[RECORDS SUPPLIED]
## Start

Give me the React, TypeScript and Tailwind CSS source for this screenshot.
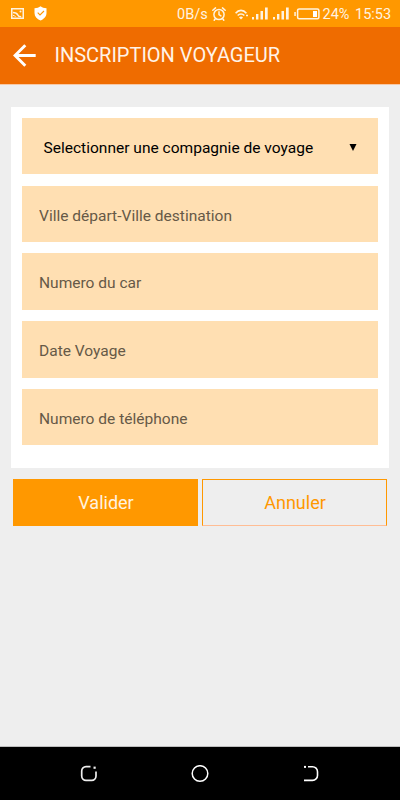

## End
## Start

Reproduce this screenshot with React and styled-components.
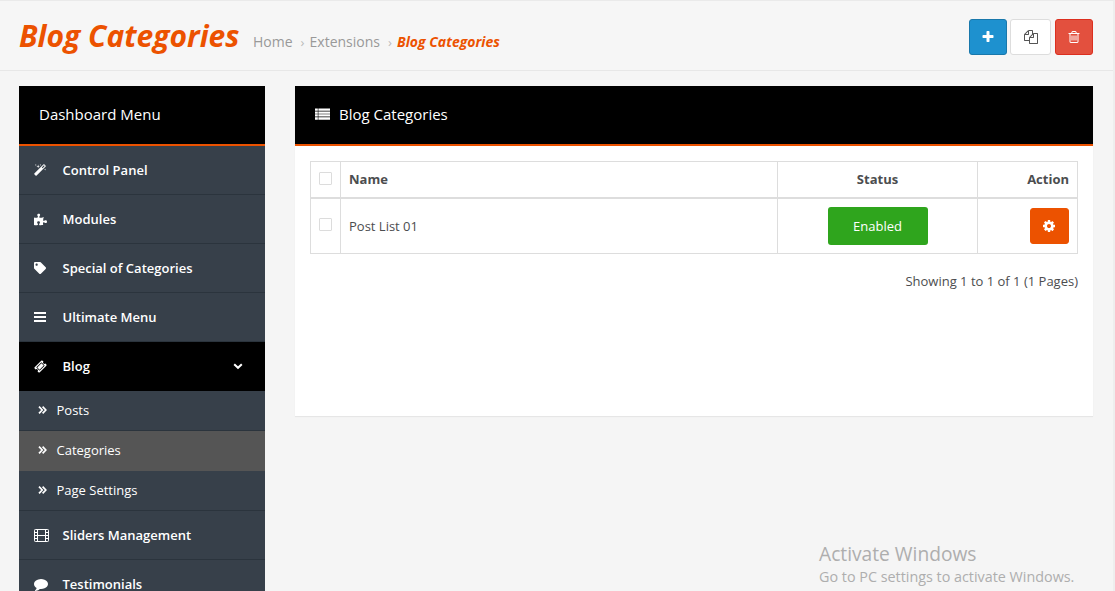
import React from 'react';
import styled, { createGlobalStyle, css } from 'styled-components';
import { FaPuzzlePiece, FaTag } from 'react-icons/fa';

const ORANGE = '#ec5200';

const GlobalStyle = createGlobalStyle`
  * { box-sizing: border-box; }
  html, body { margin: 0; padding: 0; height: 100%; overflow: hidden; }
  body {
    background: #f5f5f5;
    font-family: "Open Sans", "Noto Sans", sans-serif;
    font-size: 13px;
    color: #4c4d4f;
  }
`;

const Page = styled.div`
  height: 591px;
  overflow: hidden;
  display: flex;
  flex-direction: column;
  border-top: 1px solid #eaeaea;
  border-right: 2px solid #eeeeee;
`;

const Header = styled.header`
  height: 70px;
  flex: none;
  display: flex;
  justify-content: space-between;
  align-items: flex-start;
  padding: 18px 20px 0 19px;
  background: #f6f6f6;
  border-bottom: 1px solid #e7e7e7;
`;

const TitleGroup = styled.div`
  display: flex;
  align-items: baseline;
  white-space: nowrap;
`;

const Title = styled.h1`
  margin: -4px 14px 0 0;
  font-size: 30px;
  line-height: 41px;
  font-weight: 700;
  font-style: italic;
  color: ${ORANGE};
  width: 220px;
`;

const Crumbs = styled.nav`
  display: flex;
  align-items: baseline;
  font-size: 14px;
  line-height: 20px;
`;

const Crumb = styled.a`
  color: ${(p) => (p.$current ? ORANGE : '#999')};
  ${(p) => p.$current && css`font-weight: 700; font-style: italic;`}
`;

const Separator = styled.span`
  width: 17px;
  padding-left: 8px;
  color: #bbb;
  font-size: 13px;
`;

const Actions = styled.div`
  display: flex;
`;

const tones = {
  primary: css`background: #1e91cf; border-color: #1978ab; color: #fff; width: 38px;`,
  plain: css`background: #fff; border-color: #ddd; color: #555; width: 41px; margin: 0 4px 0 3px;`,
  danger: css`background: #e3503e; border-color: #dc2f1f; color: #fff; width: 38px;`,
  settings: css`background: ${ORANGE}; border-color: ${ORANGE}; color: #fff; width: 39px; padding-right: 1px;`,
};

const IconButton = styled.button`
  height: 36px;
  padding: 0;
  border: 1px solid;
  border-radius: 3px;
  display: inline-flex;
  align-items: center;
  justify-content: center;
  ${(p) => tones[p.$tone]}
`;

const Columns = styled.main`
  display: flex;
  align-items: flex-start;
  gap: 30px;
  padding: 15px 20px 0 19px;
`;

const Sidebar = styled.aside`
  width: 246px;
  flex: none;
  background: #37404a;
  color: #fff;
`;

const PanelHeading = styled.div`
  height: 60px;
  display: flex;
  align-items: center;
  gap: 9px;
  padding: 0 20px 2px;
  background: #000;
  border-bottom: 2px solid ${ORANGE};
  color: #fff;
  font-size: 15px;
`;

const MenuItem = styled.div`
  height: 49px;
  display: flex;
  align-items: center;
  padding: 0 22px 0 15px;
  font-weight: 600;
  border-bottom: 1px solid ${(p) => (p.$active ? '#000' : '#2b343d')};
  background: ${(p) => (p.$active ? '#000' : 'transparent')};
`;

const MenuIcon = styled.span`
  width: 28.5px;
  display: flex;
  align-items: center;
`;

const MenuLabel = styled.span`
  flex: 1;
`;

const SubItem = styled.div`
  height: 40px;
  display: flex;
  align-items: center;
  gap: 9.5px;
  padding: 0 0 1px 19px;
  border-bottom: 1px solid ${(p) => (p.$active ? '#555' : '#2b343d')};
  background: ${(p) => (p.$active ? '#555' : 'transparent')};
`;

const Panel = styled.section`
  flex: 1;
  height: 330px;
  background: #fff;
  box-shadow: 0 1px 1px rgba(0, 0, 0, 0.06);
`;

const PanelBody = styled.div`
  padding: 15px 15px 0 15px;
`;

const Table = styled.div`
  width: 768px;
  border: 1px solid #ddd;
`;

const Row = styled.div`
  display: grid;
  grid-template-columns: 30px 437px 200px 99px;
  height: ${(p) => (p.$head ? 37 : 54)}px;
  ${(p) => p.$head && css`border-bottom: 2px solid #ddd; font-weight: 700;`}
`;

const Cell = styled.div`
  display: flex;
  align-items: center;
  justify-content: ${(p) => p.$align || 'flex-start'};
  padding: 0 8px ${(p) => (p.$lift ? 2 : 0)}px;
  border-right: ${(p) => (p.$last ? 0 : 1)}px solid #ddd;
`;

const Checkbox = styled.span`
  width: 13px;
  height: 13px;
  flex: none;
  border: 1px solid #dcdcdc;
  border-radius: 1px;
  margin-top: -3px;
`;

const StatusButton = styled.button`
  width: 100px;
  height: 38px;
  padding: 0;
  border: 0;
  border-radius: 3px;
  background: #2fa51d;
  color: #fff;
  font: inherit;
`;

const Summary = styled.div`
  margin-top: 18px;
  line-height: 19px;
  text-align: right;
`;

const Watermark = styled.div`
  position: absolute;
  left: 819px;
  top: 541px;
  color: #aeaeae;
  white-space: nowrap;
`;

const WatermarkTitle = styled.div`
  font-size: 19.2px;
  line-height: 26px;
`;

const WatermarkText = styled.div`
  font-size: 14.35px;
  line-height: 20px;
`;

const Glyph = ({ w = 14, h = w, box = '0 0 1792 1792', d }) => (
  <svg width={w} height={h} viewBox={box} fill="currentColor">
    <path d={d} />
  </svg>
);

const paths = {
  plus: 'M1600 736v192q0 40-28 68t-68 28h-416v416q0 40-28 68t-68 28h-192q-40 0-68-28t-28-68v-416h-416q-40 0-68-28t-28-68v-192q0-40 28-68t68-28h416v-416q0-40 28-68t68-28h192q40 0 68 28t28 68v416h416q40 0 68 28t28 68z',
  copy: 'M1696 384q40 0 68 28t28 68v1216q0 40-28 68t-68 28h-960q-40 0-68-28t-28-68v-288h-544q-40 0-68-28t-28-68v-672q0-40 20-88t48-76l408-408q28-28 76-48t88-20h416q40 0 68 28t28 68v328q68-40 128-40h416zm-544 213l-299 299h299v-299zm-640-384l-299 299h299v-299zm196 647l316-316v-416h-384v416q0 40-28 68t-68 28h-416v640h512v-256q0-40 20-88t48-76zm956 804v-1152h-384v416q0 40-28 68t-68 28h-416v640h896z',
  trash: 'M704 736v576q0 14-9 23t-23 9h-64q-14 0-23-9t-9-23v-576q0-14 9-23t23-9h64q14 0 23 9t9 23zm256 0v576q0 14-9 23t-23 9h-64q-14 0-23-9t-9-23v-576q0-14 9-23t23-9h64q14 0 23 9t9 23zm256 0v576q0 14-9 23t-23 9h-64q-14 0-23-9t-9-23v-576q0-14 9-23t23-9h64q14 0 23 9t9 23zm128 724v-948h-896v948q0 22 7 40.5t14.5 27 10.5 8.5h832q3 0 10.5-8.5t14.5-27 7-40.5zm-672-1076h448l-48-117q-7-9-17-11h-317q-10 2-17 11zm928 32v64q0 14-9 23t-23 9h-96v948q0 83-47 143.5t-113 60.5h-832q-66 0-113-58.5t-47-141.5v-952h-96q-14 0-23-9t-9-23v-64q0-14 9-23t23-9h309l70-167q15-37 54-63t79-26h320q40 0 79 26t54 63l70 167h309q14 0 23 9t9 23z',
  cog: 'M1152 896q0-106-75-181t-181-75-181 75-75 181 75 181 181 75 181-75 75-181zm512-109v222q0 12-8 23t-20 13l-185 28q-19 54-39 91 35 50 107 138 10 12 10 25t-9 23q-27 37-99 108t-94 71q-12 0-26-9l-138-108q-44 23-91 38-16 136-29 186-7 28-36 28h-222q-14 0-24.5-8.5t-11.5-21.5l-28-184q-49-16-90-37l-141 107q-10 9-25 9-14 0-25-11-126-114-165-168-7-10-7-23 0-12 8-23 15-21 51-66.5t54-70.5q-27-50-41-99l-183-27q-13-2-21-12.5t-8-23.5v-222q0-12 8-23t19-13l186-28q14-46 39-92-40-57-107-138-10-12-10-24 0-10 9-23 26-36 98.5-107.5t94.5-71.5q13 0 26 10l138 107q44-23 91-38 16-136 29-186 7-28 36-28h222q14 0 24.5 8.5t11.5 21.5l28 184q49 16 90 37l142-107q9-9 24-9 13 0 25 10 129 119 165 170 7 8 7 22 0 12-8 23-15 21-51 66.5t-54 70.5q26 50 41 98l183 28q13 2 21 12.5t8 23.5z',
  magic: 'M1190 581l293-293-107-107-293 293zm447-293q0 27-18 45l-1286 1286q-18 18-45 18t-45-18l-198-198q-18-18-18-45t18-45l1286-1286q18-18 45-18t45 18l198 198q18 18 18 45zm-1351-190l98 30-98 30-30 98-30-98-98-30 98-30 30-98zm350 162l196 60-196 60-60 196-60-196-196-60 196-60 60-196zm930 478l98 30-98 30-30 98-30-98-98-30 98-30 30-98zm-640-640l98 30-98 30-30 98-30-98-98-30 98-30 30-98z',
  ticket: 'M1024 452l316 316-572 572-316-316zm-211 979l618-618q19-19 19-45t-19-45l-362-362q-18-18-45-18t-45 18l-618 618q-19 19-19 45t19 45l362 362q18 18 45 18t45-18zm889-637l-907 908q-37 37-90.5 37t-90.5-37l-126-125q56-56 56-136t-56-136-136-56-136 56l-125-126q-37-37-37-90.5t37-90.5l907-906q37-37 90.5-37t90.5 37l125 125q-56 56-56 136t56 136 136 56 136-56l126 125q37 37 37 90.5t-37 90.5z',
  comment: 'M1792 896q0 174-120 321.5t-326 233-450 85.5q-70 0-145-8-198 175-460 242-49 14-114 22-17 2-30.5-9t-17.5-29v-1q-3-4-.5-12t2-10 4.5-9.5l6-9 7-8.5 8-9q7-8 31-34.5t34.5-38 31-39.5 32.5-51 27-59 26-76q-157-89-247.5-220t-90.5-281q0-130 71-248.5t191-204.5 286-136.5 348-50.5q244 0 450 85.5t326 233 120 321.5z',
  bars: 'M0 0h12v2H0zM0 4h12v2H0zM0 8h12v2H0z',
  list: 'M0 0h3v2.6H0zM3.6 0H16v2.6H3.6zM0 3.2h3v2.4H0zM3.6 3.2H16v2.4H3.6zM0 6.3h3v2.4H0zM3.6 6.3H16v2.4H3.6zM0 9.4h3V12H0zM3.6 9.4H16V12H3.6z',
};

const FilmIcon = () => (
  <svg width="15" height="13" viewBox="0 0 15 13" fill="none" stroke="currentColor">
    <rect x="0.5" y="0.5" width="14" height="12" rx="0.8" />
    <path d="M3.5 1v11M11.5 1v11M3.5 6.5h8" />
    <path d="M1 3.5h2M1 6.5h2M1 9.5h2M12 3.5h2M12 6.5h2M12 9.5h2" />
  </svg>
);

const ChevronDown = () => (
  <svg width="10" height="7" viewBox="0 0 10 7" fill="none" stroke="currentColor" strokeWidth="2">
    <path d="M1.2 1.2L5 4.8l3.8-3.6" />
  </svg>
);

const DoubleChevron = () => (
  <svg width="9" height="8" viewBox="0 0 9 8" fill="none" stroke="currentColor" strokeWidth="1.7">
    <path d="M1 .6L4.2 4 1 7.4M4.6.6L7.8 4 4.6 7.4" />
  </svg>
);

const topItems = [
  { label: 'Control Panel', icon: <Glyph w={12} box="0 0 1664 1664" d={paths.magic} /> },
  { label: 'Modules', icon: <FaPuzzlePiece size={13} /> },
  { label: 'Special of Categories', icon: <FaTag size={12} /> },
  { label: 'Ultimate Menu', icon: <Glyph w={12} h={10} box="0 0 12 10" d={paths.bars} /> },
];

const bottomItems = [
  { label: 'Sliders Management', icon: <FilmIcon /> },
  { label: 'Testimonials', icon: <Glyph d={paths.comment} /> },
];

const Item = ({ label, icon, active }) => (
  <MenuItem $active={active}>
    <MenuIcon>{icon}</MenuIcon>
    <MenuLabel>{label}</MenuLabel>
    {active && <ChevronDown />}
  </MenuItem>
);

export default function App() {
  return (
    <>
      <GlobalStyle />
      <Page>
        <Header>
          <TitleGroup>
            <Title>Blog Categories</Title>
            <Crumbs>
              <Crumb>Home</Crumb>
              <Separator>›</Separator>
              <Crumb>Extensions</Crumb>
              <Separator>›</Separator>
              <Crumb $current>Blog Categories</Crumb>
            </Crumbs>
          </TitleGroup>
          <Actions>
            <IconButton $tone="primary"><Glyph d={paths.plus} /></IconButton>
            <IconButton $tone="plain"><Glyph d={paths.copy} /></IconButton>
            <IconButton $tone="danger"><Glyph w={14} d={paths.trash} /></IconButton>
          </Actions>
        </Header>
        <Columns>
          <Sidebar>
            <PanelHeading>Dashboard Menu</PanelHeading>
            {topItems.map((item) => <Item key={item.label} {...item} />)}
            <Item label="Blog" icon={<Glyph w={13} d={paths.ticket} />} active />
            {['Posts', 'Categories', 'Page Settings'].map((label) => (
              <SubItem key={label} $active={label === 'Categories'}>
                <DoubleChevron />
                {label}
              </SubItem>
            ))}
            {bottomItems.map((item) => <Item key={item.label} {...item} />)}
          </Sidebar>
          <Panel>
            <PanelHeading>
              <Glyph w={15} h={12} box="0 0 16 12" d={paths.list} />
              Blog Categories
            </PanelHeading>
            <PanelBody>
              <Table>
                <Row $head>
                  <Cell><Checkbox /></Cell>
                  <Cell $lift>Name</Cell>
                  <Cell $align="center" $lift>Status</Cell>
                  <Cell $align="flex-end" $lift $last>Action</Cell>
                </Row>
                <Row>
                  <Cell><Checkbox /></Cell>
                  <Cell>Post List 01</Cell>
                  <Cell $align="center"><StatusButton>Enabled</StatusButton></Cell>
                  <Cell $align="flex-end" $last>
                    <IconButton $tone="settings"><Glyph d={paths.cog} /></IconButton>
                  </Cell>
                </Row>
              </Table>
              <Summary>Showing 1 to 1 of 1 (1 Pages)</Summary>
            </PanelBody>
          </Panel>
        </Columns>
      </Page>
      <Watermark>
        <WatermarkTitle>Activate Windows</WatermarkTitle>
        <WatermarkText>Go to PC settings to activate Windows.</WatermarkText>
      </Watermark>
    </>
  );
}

## End

[EXERCISE OBJECTIVE] In the records above, find the line with "Reproduce this screenshot" and the line with "const ORANGE = '#ec5200';", then restate word for word only those two lines and all lines between, omitting pictures.

[RESULT OF THIS TASK]
Reproduce this screenshot with React and styled-components.
import React from 'react';
import styled, { createGlobalStyle, css } from 'styled-components';
import { FaPuzzlePiece, FaTag } from 'react-icons/fa';

const ORANGE = '#ec5200';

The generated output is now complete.